In the SAS files, CRSP uses the default SAS missing value, displayed as a “.” In the coming year, CRSP will be further examining all missing value conventions.
Each data item in each table is associated with a Data Category. The Data Category identifies the type of item and the associated formats for use with SAS, ASCII, R, and SQL.

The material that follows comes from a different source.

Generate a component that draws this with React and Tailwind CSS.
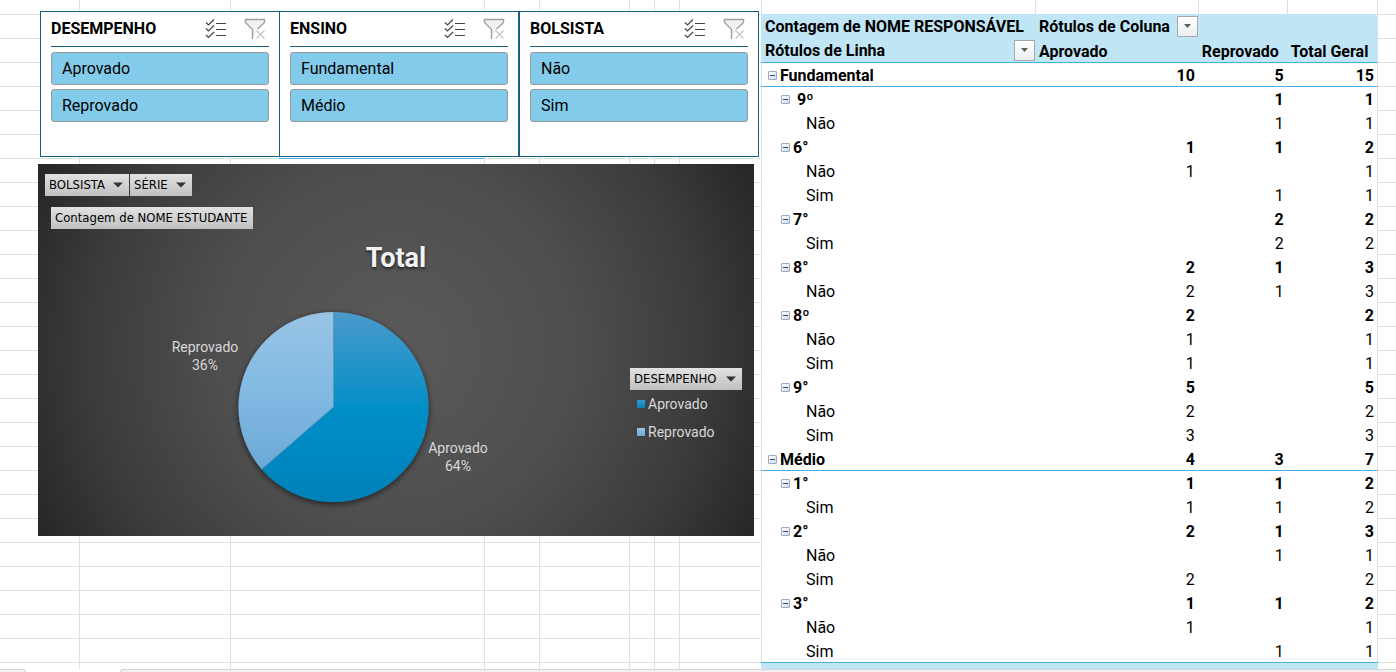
const SLICERS = [
  { title: "DESEMPENHO", items: ["Aprovado", "Reprovado"] },
  { title: "ENSINO", items: ["Fundamental", "Médio"] },
  { title: "BOLSISTA", items: ["Não", "Sim"] },
];

const ROWS = [
  { level: 0, label: "Fundamental", values: [10, 5, 15] },
  { level: 1, label: "\u00a09º", values: ["", 1, 1], rule: true },
  { level: 2, label: "Não", values: ["", 1, 1] },
  { level: 1, label: "6°", values: [1, 1, 2] },
  { level: 2, label: "Não", values: [1, "", 1] },
  { level: 2, label: "Sim", values: ["", 1, 1] },
  { level: 1, label: "7°", values: ["", 2, 2] },
  { level: 2, label: "Sim", values: ["", 2, 2] },
  { level: 1, label: "8°", values: [2, 1, 3] },
  { level: 2, label: "Não", values: [2, 1, 3] },
  { level: 1, label: "8º", values: [2, "", 2] },
  { level: 2, label: "Não", values: [1, "", 1] },
  { level: 2, label: "Sim", values: [1, "", 1] },
  { level: 1, label: "9°", values: [5, "", 5] },
  { level: 2, label: "Não", values: [2, "", 2] },
  { level: 2, label: "Sim", values: [3, "", 3] },
  { level: 0, label: "Médio", values: [4, 3, 7] },
  { level: 1, label: "1°", values: [1, 1, 2], rule: true },
  { level: 2, label: "Sim", values: [1, 1, 2] },
  { level: 1, label: "2°", values: [2, 1, 3] },
  { level: 2, label: "Não", values: ["", 1, 1] },
  { level: 2, label: "Sim", values: [2, "", 2] },
  { level: 1, label: "3°", values: [1, 1, 2] },
  { level: 2, label: "Não", values: [1, "", 1] },
  { level: 2, label: "Sim", values: ["", 1, 1] },
];

const INDENT = ["pl-1.5", "pl-[19px]", "pl-11"];

function MultiSelectIcon() {
  return (
    <svg width="22" height="22" viewBox="0 0 22 22" fill="none" stroke="#444" strokeWidth="1.2">
      <path d="M1 4.5 3.5 7 9 1.5M1 10.5 3.5 13 9 7.5M1 17 3.5 19.5 9 14" />
      <path d="M11 5.5H21M11 11.5H21M11 17.5H21" />
    </svg>
  );
}

function ClearFilterIcon() {
  return (
    <svg width="22" height="22" viewBox="0 0 22 22" fill="none">
      <path d="M1.5 1.5H20.5V4.5L13 11.5V13L8.5 20V11.5L1.5 4.5Z" fill="#f2f2f2" />
      <path d="M8.5 21V11.5L1.5 4.5V1.5H20.5V4.5L13.5 11" stroke="#9f9f9f" strokeWidth="1.4" />
      <path d="M12.5 12.5 20.5 20.5M20.5 12.5 12.5 20.5" stroke="#c4c4c4" strokeWidth="1.2" />
    </svg>
  );
}

function Slicer({ title, items }) {
  return (
    <section className="h-[146px] w-60 border border-[#156082] bg-white px-2.5">
      <header className="flex h-[35px] items-center border-b border-[#156082]">
        <h2 className="text-base font-bold">{title}</h2>
        <div className="ml-auto flex gap-[17px] pr-[3px]">
          <button type="button" aria-label="Seleção múltipla">
            <MultiSelectIcon />
          </button>
          <button type="button" aria-label="Limpar filtro">
            <ClearFilterIcon />
          </button>
        </div>
      </header>
      <div className="flex flex-col gap-1 pt-[5px]">
        {items.map((item) => (
          <button
            key={item}
            type="button"
            className="h-[33px] rounded-[3px] border border-[#999] bg-[#83cbeb] px-2.5 pt-px text-left text-base"
          >
            {item}
          </button>
        ))}
      </div>
    </section>
  );
}

function FieldButton({ children, arrow }) {
  return (
    <button
      type="button"
      className="flex h-[22px] items-center gap-2 bg-linear-to-b from-[#e2e2e2] to-[#c0c0c0] pr-1.5 pl-1 font-['DejaVu_Sans_Condensed','DejaVu_Sans',sans-serif] text-[13px] whitespace-nowrap text-black"
    >
      {children}
      {arrow && (
        <svg className="ml-auto" width="10" height="6" viewBox="0 0 10 6">
          <path d="M0 0.5H10L5 5.5Z" fill="#333" />
        </svg>
      )}
    </button>
  );
}

function PieChart() {
  return (
    <svg width="480" height="230" viewBox="0 0 480 230" className="shrink-0" role="img" aria-label="Aprovado 64%, Reprovado 36%">
      <defs>
        <linearGradient id="aprovado" gradientUnits="userSpaceOnUse" x1="0" y1="17" x2="0" y2="207">
          <stop offset="0" stopColor="#4a9aca" />
          <stop offset="0.5" stopColor="#038fc8" />
          <stop offset="1" stopColor="#0081b8" />
        </linearGradient>
        <linearGradient id="reprovado" gradientUnits="userSpaceOnUse" x1="0" y1="17" x2="0" y2="174">
          <stop offset="0" stopColor="#99c4e5" />
          <stop offset="0.5" stopColor="#82bae3" />
          <stop offset="1" stopColor="#6ca9d6" />
        </linearGradient>
        <filter id="shade" x="-10%" y="-10%" width="120%" height="120%">
          <feDropShadow dx="0" dy="2" stdDeviation="3" floodColor="#000" floodOpacity="0.6" />
        </filter>
      </defs>
      <g filter="url(#shade)">
        <path d="M295.5 112V17A95 95 0 1 1 223.7 174.2Z" fill="url(#aprovado)" />
        <path d="M295.5 112L223.7 174.2A95 95 0 0 1 295.5 17Z" fill="url(#reprovado)" />
      </g>
      <path d="M295.5 17V112L223.7 174.2" fill="none" stroke="#5c96bb" strokeWidth="1" />
      <g fill="#d9d9d9" fontSize="14" textAnchor="middle">
        <text x="167" y="57">Reprovado</text>
        <text x="167" y="75">36%</text>
        <text x="420" y="158">Aprovado</text>
        <text x="420" y="176">64%</text>
      </g>
    </svg>
  );
}

function Legend() {
  return (
    <div className="w-28 pt-[73px]">
      <div className="grid">
        <FieldButton arrow>DESEMPENHO</FieldButton>
      </div>
      <ul className="pl-[7px] text-sm leading-7 text-[#d9d9d9]">
        <li className="flex items-center gap-[3px]">
          <span className="size-2 bg-linear-to-b from-[#2f9ccf] to-[#0081b8]" />
          Aprovado
        </li>
        <li className="flex items-center gap-[3px]">
          <span className="size-2 bg-linear-to-b from-[#99c4e5] to-[#6ca9d6]" />
          Reprovado
        </li>
      </ul>
    </div>
  );
}

function Chart() {
  return (
    <section className="flex h-[372px] flex-col bg-[radial-gradient(circle,#5a5a5a_0%,#4e4e4e_45%,#3c3c3c_75%,#262626_100%)] pt-2.5">
      <div className="flex gap-px pl-[7px]">
        <FieldButton arrow>BOLSISTA</FieldButton>
        <FieldButton arrow>SÉRIE</FieldButton>
      </div>
      <div className="flex pt-[11px] pl-[13px]">
        <FieldButton>Contagem de NOME ESTUDANTE</FieldButton>
      </div>
      <h1 className="pt-[9px] text-center text-[27px] leading-10 font-bold text-[#f2f2f2] [text-shadow:0_2px_3px_rgb(0_0_0/0.6)]">
        Total
      </h1>
      <div className="flex items-start justify-between pt-[17px] pr-3">
        <PieChart />
        <Legend />
      </div>
    </section>
  );
}

function DropButton({ label }) {
  return (
    <button
      type="button"
      aria-label={label}
      className="grid size-[21px] place-items-center border border-[#a5a8ad] bg-linear-to-b from-white to-[#eceef2]"
    >
      <svg width="7" height="4" viewBox="0 0 7 4">
        <path d="M0 0H7L3.5 4Z" fill="#5f5f5f" />
      </svg>
    </button>
  );
}

function Toggle({ label }) {
  return (
    <button
      type="button"
      aria-label={"Recolher " + label.trim()}
      className="grid size-[9px] place-items-center rounded-[1px] border border-[#9aa9c6] bg-linear-to-br from-white to-[#d5d9e2]"
    >
      <span className="h-px w-[5px] bg-[#2f4a86]" />
    </button>
  );
}

function PivotTable() {
  return (
    <table className="w-full table-fixed border-separate border-spacing-0 bg-white text-base leading-[21px]">
      <colgroup>
        <col className="w-[44.4%]" />
        <col className="w-[26.4%]" />
        <col className="w-[14.4%]" />
        <col className="w-[14.8%]" />
      </colgroup>
      <thead className="bg-[#c0e6f5] text-left font-bold whitespace-nowrap">
        <tr className="h-6">
          <th scope="col" className="p-0 pl-1">Contagem de NOME RESPONSÁVEL</th>
          <th scope="col" className="p-0 pl-1">
            <div className="flex items-center justify-between">
              Rótulos de Coluna
              <DropButton label="Filtrar colunas" />
            </div>
          </th>
          <td colSpan={2} />
        </tr>
        <tr className="h-6">
          <th scope="col" className="p-0 pl-1">
            <div className="flex items-center justify-between">
              Rótulos de Linha
              <DropButton label="Filtrar linhas" />
            </div>
          </th>
          <th scope="col" className="p-0 pt-0.5 pl-1">Aprovado</th>
          <th scope="col" className="p-0 pt-0.5 pl-1">Reprovado</th>
          <th scope="col" className="p-0 pt-0.5 pl-1">Total Geral</th>
        </tr>
      </thead>
      <tbody>
        {ROWS.map((row, i) => {
          const line = i === 0 || row.rule ? "border-t border-t-[#45b0e1]" : "border-t border-t-white";
          const weight = row.level < 2 ? "font-bold" : "font-normal";
          return (
            <tr key={i} className={"h-6 " + weight}>
              <th scope="row" className={"border-l border-l-[#e0e0e0] p-0 pt-0.5 text-left " + line + " " + weight}>
                <div className={"flex items-center gap-[3px] " + INDENT[row.level]}>
                  {row.level < 2 && <Toggle label={row.label} />}
                  {row.label}
                </div>
              </th>
              <td className={"p-0 pt-0.5 pr-[3px] text-right " + line}>{row.values[0]}</td>
              <td className={"p-0 pt-0.5 pr-[3px] text-right " + line}>{row.values[1]}</td>
              <td className={"border-r border-r-[#e0e0e0] p-0 pt-0.5 pr-[3px] text-right " + line}>{row.values[2]}</td>
            </tr>
          );
        })}
      </tbody>
      <tfoot>
        <tr className="h-[7px] bg-[#c0e6f5]">
          <td colSpan={4} className="border-t border-t-[#45b0e1] p-0" />
        </tr>
      </tfoot>
    </table>
  );
}

function GridColumns() {
  const line = "border-r border-[#e0e0e0]";
  return (
    <div aria-hidden="true" className="absolute inset-0 flex">
      <div className={"w-20 shrink-0 " + line} />
      <div className={"w-[151px] shrink-0 " + line} />
      <div className={"w-[254px] shrink-0 " + line} />
      <div className={"w-[55px] shrink-0 " + line} />
      <div className={"w-[90px] shrink-0 " + line} />
      <div className={"w-[25px] shrink-0 " + line} />
      <div className={"w-[25px] shrink-0 " + line} />
      <div className={"w-[82px] shrink-0 " + line} />
      <div className="mr-[18px] grid flex-1 grid-cols-[274fr_163fr_89fr_90fr]">
        <div className={line} />
        <div className={line} />
        <div className={line} />
        <div className={line} />
      </div>
    </div>
  );
}

export default function App() {
  return (
    <div className="flex min-h-screen flex-col bg-white font-[Roboto,'Liberation_Sans',sans-serif] text-black">
      <main className="relative flex-1 bg-[linear-gradient(to_bottom,#e0e0e0_1px,transparent_1px)] bg-size-[100%_24px] bg-position-[0_14px]">
        <GridColumns />
        <div className="relative flex items-start">
          <div className="w-[761px] shrink-0 pt-[11px] pr-[7px] pl-[38px]">
            <div className="flex pl-0.5">
              {SLICERS.map((slicer, i) => (
                <div key={slicer.title} className={i === 0 ? "-mr-px shrink-0" : "relative shrink-0"}>
                  <Slicer {...slicer} />
                </div>
              ))}
            </div>
            <div className="mt-px mb-[5px] ml-[241px] h-px w-[205px] bg-[#45b0e1]" />
            <Chart />
          </div>
          <div className="flex-1 pt-3.5 pr-[18px]">
            <PivotTable />
          </div>
        </div>
      </main>
      <footer className="flex h-[3px] gap-[94px] overflow-hidden">
        <div className="w-[26px] rounded-tr-[3px] border-t border-r border-[#d6d6d6] bg-[#f0f0f0]" />
        <div className="flex-1 rounded-tl-[3px] border-t border-l border-[#d6d6d6] bg-[#f0f0f0]" />
      </footer>
    </div>
  );
}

|Data Category||Description||SAS Type||SAS Format||ASCII||SQL Type||R Type|
|FLAG||One-Character Field - Often just ‘Y’ and ‘N’||CHARACTER||$1.||CHAR(1)||TEXT|
|DESCRIPTION||Wide Character Field Containing Text Iinformation||CHARACTER||$W.||VARCHAR(W)||TEXT|
|ID||Field Containing an Alphanumeric Identifier||CHARACTER||$W.||VARCHAR(W)||TEXT|
|MNEMONIC||Alphanumeric Field Containing a Code Value||CHARACTER||$W.||VARCHAR(W)||TEXT|
|NAME||Alphanumeric Field for Names||CHARACTER||$W.||VARCHAR(W)||TEXT|
|START DATE||Start of a Date Range - Paired with an End Date||NUMERIC||YYYYMMDD10.||YYYY-MM-DD||DATE||DATE|
|END DATE||End of a Date Range - Paired with a Start Date||NUMERIC||YYYYMMDD10.||YYYY-MM-DD||DATE||DATE|
|TIMESTAMP||Date and Time, Including Seconds||NUMERIC||DATETIME||YYYY-MM-DD HH:MM:SS||DATETIME||DATETIME|
|AMOUNT||Fixed Point Number||NUMERIC||W.N||WW.NNNNN||DECIMAL (P,N)||FLOAT|
|RATIO||Calculated Floating Point Number||NUMERIC||PERCENTW.N||1.234567890123E+12||FLOAT||FLOAT|
|VALUE||Field with a Wide Range of Values||NUMERIC||E20.||1.234567890123E+12||FLOAT (OR DECIMAL)||FLOAT|
|CODE||Integer Field that Represents One or More Characteristics||NUMERIC||W.||NNNN||INT||INT|
|KEY||Integer Field that is Used as a Key||NUMERIC||W.||NNNNNNN||INT||INT|
|NUMBER||Integer Value < 2,000,000,000||NUMERIC||W.||NNNNNNNNNN||INT||INT|
|QUANTITY||Integer Field with Some Values in Excess of 2,000,000,000||NUMERIC||COMMAW.||NNNNNNNNNNNNN||BIGINT||FLOAT|
Missing values are displayed as follows:
- ASCII missing values, regardless of type, is an empty string
- SAS missing values are an empty string for character fields and SAS missing (displayed as a.) for numberic fields
- R missing values are an empty string for character fields, and ‘R’ missing (displayed as N/A) for float, int, date and datatime.